Google will invite users to try new features the company is considering adding to its Gmail service, the company said Thursday.

Credit: CNET News.com

Early this morning users have been given a selection of 13 new features in a "labs" tab in the Gmail settings page, said Keith Coleman, a Gmail product manager.

"The idea is you can do whatever you want, get it out to tens of millions of people, and get feedback," Coleman said.

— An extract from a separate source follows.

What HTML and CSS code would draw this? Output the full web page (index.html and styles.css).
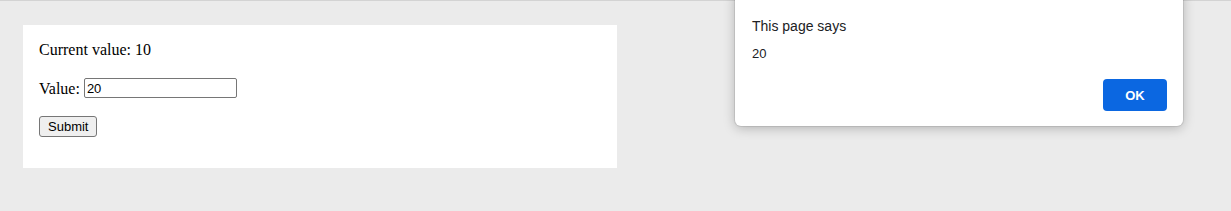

And popular features will be incorporated into Gmail proper.

Among the new features that are possible:

  • A quick-link tool that lets people bookmark specific Gmail messages.
  • Superstars, which lets people select custom stars to label mail.
  • The "email addict" tool that lets people lock themselves out of their email account for 15 minutes.
  • A fixed-width font option to view a message within a font whose characters are the same width — handy for some formatting challenges.

For now at least, only Google engineers can add features. "Any engineer can code a labs feature," Coleman said. "Once the code is written and mostly working, it'll get into the next product build that goes to users" through the labs feature.

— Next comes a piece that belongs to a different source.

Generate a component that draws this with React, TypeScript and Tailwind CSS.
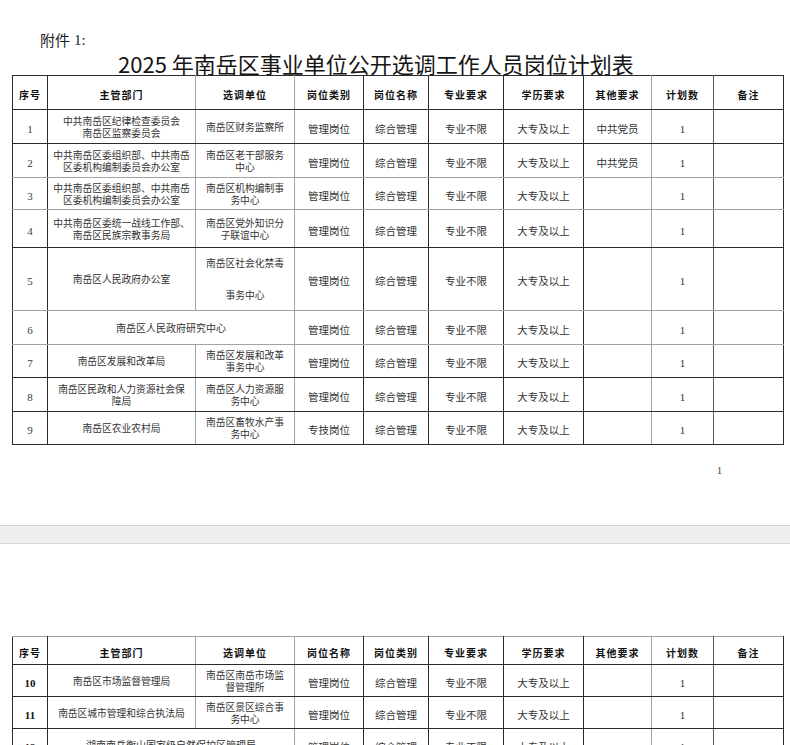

Eventually, though, the company is interested in opening the system up to outsiders if it can find a way to integrate outside code.

"We'd like to get to a point where more people can build on this. That would require something with a different level of interface," Coleman said. "We're interested in making it possible of users and us to iterate on the product faster, so it's something we're interested in."

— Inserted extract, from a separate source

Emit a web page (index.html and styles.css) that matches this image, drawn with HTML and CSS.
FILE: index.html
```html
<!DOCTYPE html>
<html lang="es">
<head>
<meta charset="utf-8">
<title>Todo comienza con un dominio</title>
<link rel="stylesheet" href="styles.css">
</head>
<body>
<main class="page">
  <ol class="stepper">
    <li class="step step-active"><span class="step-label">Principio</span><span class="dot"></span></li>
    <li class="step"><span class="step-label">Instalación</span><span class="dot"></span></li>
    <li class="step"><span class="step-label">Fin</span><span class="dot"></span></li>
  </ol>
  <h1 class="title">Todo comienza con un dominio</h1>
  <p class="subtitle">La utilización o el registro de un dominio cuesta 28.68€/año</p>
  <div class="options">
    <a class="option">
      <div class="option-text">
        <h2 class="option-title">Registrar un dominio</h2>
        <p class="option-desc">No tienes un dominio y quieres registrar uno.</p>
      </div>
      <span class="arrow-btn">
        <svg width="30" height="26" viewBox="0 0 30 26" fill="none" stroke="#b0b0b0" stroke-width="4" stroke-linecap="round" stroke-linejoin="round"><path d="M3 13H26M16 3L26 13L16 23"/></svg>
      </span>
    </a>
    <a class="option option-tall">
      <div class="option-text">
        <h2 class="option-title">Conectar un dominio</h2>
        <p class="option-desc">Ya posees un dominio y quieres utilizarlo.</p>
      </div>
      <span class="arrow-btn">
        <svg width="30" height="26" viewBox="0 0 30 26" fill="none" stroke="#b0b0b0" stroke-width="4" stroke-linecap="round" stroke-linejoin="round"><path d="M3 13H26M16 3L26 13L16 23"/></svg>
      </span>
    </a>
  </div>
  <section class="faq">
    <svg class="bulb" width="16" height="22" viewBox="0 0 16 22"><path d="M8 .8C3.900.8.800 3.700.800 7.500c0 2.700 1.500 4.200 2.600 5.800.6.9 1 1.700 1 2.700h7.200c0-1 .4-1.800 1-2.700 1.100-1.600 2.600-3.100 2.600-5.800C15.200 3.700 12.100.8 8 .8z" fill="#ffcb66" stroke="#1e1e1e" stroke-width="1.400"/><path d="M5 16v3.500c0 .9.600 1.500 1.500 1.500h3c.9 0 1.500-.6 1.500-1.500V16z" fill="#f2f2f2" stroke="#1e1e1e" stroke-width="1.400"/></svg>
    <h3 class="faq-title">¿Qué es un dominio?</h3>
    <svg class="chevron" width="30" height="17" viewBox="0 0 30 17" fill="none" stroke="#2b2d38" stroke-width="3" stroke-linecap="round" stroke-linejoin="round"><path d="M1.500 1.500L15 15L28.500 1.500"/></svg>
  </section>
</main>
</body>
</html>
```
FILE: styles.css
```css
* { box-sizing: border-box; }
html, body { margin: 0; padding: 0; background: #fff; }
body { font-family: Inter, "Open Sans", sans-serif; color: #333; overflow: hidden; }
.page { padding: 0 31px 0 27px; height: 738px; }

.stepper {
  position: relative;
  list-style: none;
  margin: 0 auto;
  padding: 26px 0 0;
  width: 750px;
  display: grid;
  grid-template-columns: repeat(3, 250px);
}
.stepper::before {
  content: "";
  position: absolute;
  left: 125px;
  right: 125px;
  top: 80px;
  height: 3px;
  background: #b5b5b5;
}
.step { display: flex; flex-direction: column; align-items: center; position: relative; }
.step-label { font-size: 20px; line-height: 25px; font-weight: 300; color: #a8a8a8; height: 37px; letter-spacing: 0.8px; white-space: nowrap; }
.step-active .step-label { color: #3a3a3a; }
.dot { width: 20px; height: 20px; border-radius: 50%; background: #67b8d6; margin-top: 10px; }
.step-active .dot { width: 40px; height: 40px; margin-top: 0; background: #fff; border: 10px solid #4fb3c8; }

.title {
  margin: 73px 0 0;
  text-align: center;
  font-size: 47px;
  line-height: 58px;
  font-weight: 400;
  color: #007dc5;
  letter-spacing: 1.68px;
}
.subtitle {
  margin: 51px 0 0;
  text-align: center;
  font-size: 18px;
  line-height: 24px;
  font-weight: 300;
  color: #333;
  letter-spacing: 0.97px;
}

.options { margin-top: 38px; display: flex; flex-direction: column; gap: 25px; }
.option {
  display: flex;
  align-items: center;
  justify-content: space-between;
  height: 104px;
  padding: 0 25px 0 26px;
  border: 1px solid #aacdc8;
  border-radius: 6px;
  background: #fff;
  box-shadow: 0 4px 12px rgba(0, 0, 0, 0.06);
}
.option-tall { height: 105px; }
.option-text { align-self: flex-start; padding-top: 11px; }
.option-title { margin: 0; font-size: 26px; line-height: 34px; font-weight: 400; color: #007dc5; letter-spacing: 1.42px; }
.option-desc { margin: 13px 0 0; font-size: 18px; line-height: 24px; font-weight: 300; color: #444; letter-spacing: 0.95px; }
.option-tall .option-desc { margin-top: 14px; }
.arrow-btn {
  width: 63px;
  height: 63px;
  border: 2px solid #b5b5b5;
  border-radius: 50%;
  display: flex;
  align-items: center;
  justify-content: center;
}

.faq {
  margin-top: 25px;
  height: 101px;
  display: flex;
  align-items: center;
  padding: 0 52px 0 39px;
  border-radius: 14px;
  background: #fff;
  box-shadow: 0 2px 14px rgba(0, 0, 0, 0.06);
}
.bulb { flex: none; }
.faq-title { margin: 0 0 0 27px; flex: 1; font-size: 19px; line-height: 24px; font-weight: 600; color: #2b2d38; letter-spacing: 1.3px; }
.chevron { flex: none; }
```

Google is trying to be open-minded with the feature additions for now.

"There are some things in here we think are probably bad ideas," Jackson said, pointing specifically to a snake game that's one of the 13 features that's amusing but probably not a great idea for mainstream deployment. "It's something we would never do."

The code behind the new features has been vetted at a basic level, but not otherwise heavily tested or screened.